To be sold in the U.S., tampons must be cleared as “safe and effective” by the Food and Drug Administration (FDA), which regulates them as medical devices. Tampons must be made from cotton, rayon, or a blend of both, and manufacturers must submit testing results on the safety of the materials used to make them.
However, one look at the ingredients list on the back of a tampon box is enough to make anyone pause.
Toxic chemicals in tampons
A 2018 study by the environmental group Women’s Voices for the Earth found toxic ingredients lurking in several popular tampon brands.
“The potential impact of toxic chemical exposure from tampons on health is significant because they are worn internally, with direct contact to some of the most sensitive and absorptive skin on a woman’s body,” Alex Scranton, the group’s Director of Science and Research, wrote in a blog post.
She added: “Despite the widespread use of tampons by numerous women, relatively little research has been conducted to assess the health impacts of chemical exposure from these products.”
Take a box of Tampax Pearl tampons, for example. The ingredients list includes the basics — rayon and cotton. But it also features polypropylene, polyethylene, polyester, glycerin, paraffin, ethoxylated fatty acid esters, PEG-100 stearate, and titanium dioxide. Let’s break this list down further, shall we?
Derived from petroleum, paraffin — a wax that keeps tampon strings clean — has been found to contain known carcinogens like toluene and benzene. Although they’re “practically” non-toxic, ethoxylated fatty acid esters are minor skin irritants.
The emollient PEG-100 stearate, which helps tampon fibers wick fluid, is made using the carcinogen ethylene oxide. Its by-product, 1,4-dioxane, has been linked to breast and uterine cancers. And while the verdict is still out on whether or not titanium dioxide — which is used to make tampons look whiter — is carcinogenic in humans, studies have shown it causes lung cancer in animals.
Scented tampons feature much the same ingredients in addition to fragrance chemicals like phthalates, which are found in plastic applicators, too. Known endocrine disruptors, studies have linked phthalates to a host of health issues, such as asthma, diabetes, and even breast cancer.
According to Dr. Stephanie Hack, MD/MPH, an OB/GYN and founder of the women’s health platform Lady Parts Doctor, these chemicals are found in relatively minor amounts.
“As far as we know, the amounts of these chemicals in non-organic brands are very small and unlikely to impact your health,” she tells Ethos. “However, more research is needed. When in doubt, it’s better to avoid additional chemical exposure if possible.”
Are organic tampons better?
Made from 100 percent organic cotton, organic tampons are typically free from the icky stuff — pesticides, fragrances, and dyes. But that doesn’t always mean they’re toxin-free.

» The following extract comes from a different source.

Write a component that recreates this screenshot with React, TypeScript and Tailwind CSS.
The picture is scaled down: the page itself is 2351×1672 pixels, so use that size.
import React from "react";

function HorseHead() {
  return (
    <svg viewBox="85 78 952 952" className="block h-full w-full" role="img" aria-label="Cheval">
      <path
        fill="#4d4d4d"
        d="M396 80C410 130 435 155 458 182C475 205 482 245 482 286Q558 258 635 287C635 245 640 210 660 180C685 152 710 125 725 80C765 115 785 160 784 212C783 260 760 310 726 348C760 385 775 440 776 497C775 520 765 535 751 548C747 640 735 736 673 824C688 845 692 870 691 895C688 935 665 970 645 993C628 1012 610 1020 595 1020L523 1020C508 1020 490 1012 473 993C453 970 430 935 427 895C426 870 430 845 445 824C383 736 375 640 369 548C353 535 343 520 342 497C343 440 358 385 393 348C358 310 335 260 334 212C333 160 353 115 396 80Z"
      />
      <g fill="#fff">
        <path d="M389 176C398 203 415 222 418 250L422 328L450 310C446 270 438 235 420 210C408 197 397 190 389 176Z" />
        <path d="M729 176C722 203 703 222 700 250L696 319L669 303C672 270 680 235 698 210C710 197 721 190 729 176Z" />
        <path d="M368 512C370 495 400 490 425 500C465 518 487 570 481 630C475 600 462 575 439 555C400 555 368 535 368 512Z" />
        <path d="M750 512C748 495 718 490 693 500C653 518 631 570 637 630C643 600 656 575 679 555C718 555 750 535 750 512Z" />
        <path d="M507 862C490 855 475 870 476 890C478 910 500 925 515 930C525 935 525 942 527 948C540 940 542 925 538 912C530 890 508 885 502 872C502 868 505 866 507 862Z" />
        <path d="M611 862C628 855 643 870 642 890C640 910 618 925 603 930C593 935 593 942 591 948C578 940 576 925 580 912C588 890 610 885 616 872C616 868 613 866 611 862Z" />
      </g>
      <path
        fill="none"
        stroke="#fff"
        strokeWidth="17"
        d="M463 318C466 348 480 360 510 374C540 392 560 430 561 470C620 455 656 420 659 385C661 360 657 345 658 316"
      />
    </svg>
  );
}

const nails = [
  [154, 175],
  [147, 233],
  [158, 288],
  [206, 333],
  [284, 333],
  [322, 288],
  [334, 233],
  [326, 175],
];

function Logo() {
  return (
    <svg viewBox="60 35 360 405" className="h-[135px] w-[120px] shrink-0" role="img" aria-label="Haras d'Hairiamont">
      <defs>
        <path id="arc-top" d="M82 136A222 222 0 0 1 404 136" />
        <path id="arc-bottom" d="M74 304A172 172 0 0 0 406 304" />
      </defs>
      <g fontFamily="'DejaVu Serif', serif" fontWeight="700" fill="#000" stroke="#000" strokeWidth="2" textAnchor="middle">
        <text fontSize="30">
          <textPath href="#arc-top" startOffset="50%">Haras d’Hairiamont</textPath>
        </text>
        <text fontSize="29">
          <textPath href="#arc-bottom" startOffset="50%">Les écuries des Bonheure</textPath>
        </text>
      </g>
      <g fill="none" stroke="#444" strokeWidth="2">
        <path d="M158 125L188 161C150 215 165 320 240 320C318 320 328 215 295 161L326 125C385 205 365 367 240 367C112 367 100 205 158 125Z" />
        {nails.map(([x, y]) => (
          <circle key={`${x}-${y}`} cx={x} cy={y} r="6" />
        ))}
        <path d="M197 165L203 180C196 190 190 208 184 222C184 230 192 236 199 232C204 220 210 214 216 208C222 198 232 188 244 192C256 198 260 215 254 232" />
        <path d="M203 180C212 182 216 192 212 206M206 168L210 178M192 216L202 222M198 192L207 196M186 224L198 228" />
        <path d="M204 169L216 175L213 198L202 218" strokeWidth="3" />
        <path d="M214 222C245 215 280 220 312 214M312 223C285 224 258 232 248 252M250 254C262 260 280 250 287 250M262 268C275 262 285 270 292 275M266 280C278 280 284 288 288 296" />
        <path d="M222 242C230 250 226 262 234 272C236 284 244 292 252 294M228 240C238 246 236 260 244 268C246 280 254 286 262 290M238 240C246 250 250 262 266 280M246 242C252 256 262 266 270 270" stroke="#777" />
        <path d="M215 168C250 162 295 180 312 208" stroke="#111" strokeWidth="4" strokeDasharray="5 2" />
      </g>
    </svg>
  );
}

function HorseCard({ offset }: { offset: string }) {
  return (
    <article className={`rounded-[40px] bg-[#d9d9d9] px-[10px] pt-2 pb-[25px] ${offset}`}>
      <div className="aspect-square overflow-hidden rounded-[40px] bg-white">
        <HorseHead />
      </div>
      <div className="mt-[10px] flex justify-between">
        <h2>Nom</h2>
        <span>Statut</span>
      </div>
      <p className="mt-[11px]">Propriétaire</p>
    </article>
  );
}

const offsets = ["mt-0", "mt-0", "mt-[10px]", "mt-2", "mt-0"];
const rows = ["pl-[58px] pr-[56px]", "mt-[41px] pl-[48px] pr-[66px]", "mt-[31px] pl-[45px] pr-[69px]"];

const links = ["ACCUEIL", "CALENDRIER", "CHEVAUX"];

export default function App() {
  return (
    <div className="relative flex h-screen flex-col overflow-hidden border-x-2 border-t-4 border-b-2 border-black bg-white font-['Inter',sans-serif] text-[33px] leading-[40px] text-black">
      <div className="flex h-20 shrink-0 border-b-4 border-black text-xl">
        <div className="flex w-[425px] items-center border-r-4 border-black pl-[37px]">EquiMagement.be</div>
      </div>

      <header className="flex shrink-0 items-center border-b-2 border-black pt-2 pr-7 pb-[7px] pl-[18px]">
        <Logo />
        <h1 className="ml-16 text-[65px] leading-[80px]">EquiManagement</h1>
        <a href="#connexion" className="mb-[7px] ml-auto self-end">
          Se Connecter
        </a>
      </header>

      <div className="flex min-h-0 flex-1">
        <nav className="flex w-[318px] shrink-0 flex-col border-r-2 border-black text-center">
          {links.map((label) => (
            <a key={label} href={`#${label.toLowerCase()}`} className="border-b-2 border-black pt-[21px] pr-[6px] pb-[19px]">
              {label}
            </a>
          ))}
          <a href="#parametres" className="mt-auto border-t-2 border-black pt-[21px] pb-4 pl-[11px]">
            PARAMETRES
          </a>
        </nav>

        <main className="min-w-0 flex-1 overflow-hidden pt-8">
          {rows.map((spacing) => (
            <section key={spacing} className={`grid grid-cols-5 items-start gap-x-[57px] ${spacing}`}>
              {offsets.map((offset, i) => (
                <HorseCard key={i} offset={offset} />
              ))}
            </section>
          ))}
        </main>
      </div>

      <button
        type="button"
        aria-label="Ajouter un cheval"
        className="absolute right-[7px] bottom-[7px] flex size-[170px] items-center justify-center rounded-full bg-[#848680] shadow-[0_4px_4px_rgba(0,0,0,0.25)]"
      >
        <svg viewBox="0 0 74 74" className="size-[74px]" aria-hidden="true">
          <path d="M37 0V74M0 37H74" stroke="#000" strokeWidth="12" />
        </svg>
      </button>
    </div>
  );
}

Similar to regular tampons, organic tampons may still contain trace amounts of titanium dioxide — which the FDA says is safe in regulated amounts — and other chemicals.

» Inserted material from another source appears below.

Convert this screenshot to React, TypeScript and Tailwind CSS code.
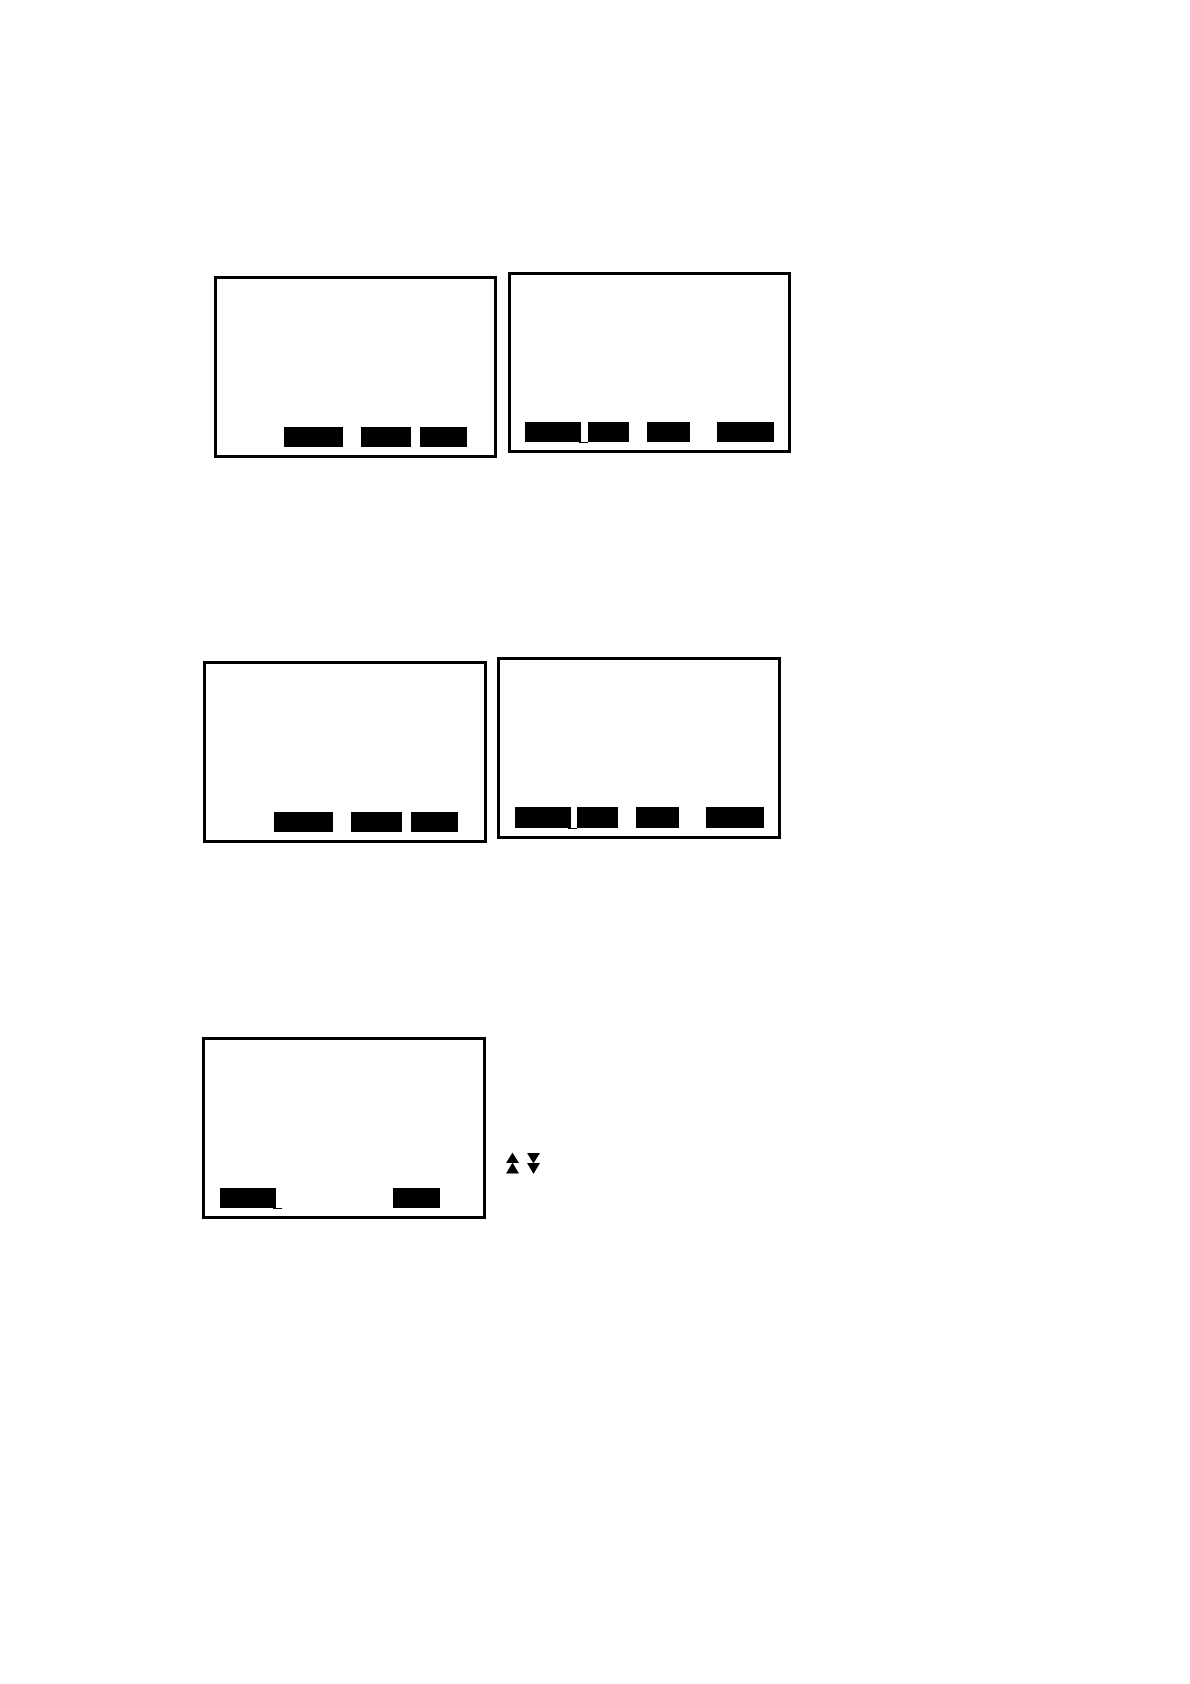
import React from "react";

type Key = { label: string; box: string; cursor?: boolean };

type ScreenProps = { label: string; className: string; keys: Key[]; cursorClass?: string };

function Screen({ label, className, keys, cursorClass = "-right-[6px]" }: ScreenProps) {
  return (
    <div
      role="group"
      aria-label={label}
      className={`flex shrink items-end border-[3px] border-black bg-white pb-2 ${className}`}
    >
      {keys.map((key) => (
        <button
          key={key.label}
          type="button"
          aria-label={key.label}
          className={`relative h-5 shrink-0 bg-black ${key.box}`}
        >
          {key.cursor && (
            <span className={`absolute top-full h-px w-[9px] bg-black ${cursorClass}`} />
          )}
        </button>
      ))}
    </div>
  );
}

export default function App() {
  return (
    <main className="min-h-screen bg-white pt-[272px] pb-16 font-['Liberation_Sans',sans-serif]">
      <section className="flex items-start gap-[11px] pl-[214px]">
        <Screen
          label="Screen 1"
          className="mt-1 h-[182px] w-[283px]"
          keys={[
            { label: "F2", box: "ml-[67px] w-[59px]" },
            { label: "F3", box: "ml-[18px] w-[50px]" },
            { label: "F4", box: "ml-[9px] w-[47px]" },
          ]}
        />
        <Screen
          label="Screen 2"
          className="h-[181px] w-[283px]"
          cursorClass="-right-[7px]"
          keys={[
            { label: "F1", box: "ml-[14px] w-[56px]", cursor: true },
            { label: "F2", box: "ml-[7px] w-[41px]" },
            { label: "F3", box: "ml-[18px] w-[43px]" },
            { label: "F4", box: "ml-[27px] w-[57px]" },
          ]}
        />
      </section>

      <section className="mt-[199px] flex items-start gap-[10px] pl-[203px]">
        <Screen
          label="Screen 3"
          className="mt-1 h-[182px] w-[284px]"
          keys={[
            { label: "F2", box: "ml-[68px] w-[59px]" },
            { label: "F3", box: "ml-[18px] w-[51px]" },
            { label: "F4", box: "ml-[9px] w-[47px]" },
          ]}
        />
        <Screen
          label="Screen 4"
          className="h-[182px] w-[284px] [&>button]:h-[21px]"
          keys={[
            { label: "F1", box: "ml-[15px] w-[56px]", cursor: true },
            { label: "F2", box: "ml-[6px] w-[41px]" },
            { label: "F3", box: "ml-[18px] w-[43px]" },
            { label: "F4", box: "ml-[27px] w-[58px]" },
          ]}
        />
      </section>

      <section className="mt-[194px] flex items-end gap-5 pl-[202px]">
        <Screen
          label="Screen 5"
          className="h-[182px] w-[284px]"
          keys={[
            { label: "F1", box: "ml-[15px] w-[56px]", cursor: true },
            { label: "F4", box: "ml-[117px] w-[47px]" },
          ]}
        />
        <div className="mb-[45px] flex gap-2">
          <svg width="13" height="22" viewBox="0 0 13 22" aria-hidden="true">
            <path d="M6.5 0.5L13 11H0zM6.5 10.5L13 21.5H0z" />
          </svg>
          <svg width="13" height="22" viewBox="0 0 13 22" aria-hidden="true">
            <path d="M0 1H13L6.5 11.5zM0 11H13L6.5 22z" />
          </svg>
        </div>
      </section>
    </main>
  );
}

“Organic tampons may result in less exposure to potentially harmful chemicals than non-organic tampons,” Dr. Hack explains. “Many organic tampon brands claim not to have BPA, dyes, pesticides, chlorides, and other endocrine-disrupting chemicals.”

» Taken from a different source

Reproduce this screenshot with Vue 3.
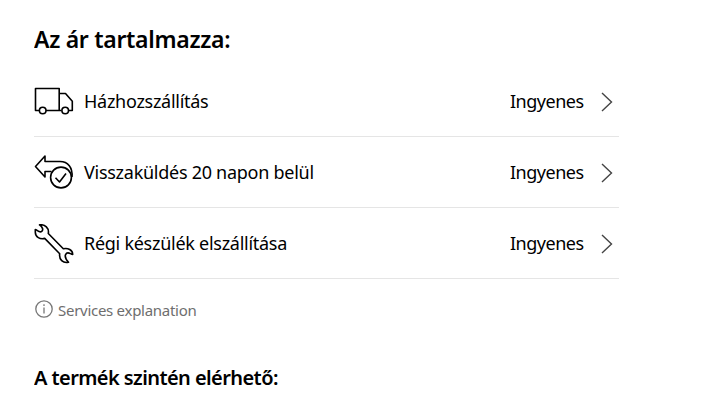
<template>
  <main class="page">
    <h2 class="title">Az ár tartalmazza:</h2>

    <ul class="service-list">
      <li v-for="item in services" :key="item.id" class="service-item">
        <svg class="service-icon" viewBox="0 0 40 40">
          <g v-if="item.id === 'delivery'">
            <path d="M5 28.5H1.5V6.5H25.2V28.5H11M25.2 11.5H31.5L38.3 19.3V28.5H34M25.2 28.5H27.5" />
            <circle cx="8.7" cy="28.5" r="3.3" />
            <circle cx="31.2" cy="28.5" r="3.3" />
          </g>
          <g v-else-if="item.id === 'return'">
            <path d="M17.5 18.5H11V24L1.5 13.5L11 3V8.5H26C34 8.5 38.8 14.5 38 24" />
            <circle cx="27" cy="24.5" r="10.4" />
            <path d="M21.5 24.8L25.5 29L32 20.5" />
          </g>
          <g v-else>
            <path :d="wrench" />
          </g>
        </svg>
        <span class="service-name">{{ item.name }}</span>
        <span class="service-price">{{ item.price }}</span>
        <svg class="chevron" viewBox="0 0 12 20">
          <path d="M1 1L10.5 10L1 19" />
        </svg>
      </li>
    </ul>

    <div class="explanation">
      <svg class="info-icon" viewBox="0 0 18 18">
        <circle cx="9" cy="9" r="8.2" />
        <path d="M9 7.5V13.5M9 4.3V6" />
      </svg>
      <span class="explanation-text">Services explanation</span>
    </div>

    <h3 class="subtitle">A termék szintén elérhető:</h3>
  </main>
</template>

<script setup>
const services = [
  { id: 'delivery', name: 'Házhozszállítás', price: 'Ingyenes' },
  { id: 'return', name: 'Visszaküldés 20 napon belül', price: 'Ingyenes' },
  { id: 'removal', name: 'Régi készülék elszállítása', price: 'Ingyenes' }
]

const wrench = 'M5.5 0.9C11 0 15.3 4 14.3 9.5L29.3 24.8C34 23.7 38.6 26 38.7 30.5C36.5 30.3 35 27.8 32.5 29.3C30 31.5 31.5 34.8 34.5 38.3C29 39.5 24.8 35.5 25.7 29.7L10.7 14.4C6 15.5 1.4 13.2 1.3 8.2V5.5C3 5.5 5 9 7.5 7.6C9.8 5.8 8.5 3 5.5 0.9Z'
</script>

<style>
body { background: #fff; }
</style>

<style scoped>
.page { width: 585px; height: 402px; margin-left: 34px; padding-top: 22px; box-sizing: border-box; overflow: hidden; color: #000; font-family: "Noto Sans", "Open Sans", sans-serif; }
.title { margin: 0; height: 44px; line-height: 34px; font-size: 23px; font-weight: 600; letter-spacing: -0.3px; white-space: nowrap; }

.service-list { list-style: none; margin: 0; padding: 0; }
.service-item { display: flex; align-items: center; height: 71px; padding-top: 1px; box-sizing: border-box; border-bottom: 1px solid #e5e5e5; font-size: 18px; }
.service-icon { width: 40px; height: 40px; flex: none; fill: none; stroke: #000; stroke-width: 1.6; stroke-linejoin: round; }
.service-icon circle { fill: #fff; }
.service-name { margin-left: 10px; padding-bottom: 2px; flex: 1; white-space: nowrap; letter-spacing: -0.27px; }
.service-price { width: 91px; padding-bottom: 2px; letter-spacing: -0.5px; }
.chevron { width: 12px; height: 20px; margin-right: 6px; fill: none; stroke: #444; stroke-width: 1.4; }

.explanation { display: flex; align-items: center; height: 62px; color: #6e6e6e; }
.info-icon { width: 18px; height: 18px; margin: -2px 5px 0 1px; fill: none; stroke: #777; stroke-width: 1.3; }
.explanation-text { font-size: 15px; letter-spacing: -0.28px; }
.subtitle { margin: 20px 0 0; line-height: 34px; font-size: 20px; font-weight: 600; letter-spacing: -0.58px; white-space: nowrap; }
</style>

So, are organic tampons better? Although they may decrease exposure to toxic ingredients, they do still run the risk of Toxic Shock Syndrome, a life-threatening bacterial infection that can be caused by an overgrowth of bacteria in women wearing tampons.
And, even though they’re marketed as natural, not all organic menstrual products are entirely waste-free. Some organic tampons and pads still come wrapped in single-use plastics, such as Tampax Pure Cotton and Veeda 100% Natural Cotton.
All in all, when it comes to using organic tampons, it’s a simple matter of personal choice. “I recommend women use whatever they feel comfortable using,” says Dr. Hack. “From disposable to reusable products there are so many options, and it’s often very personal.”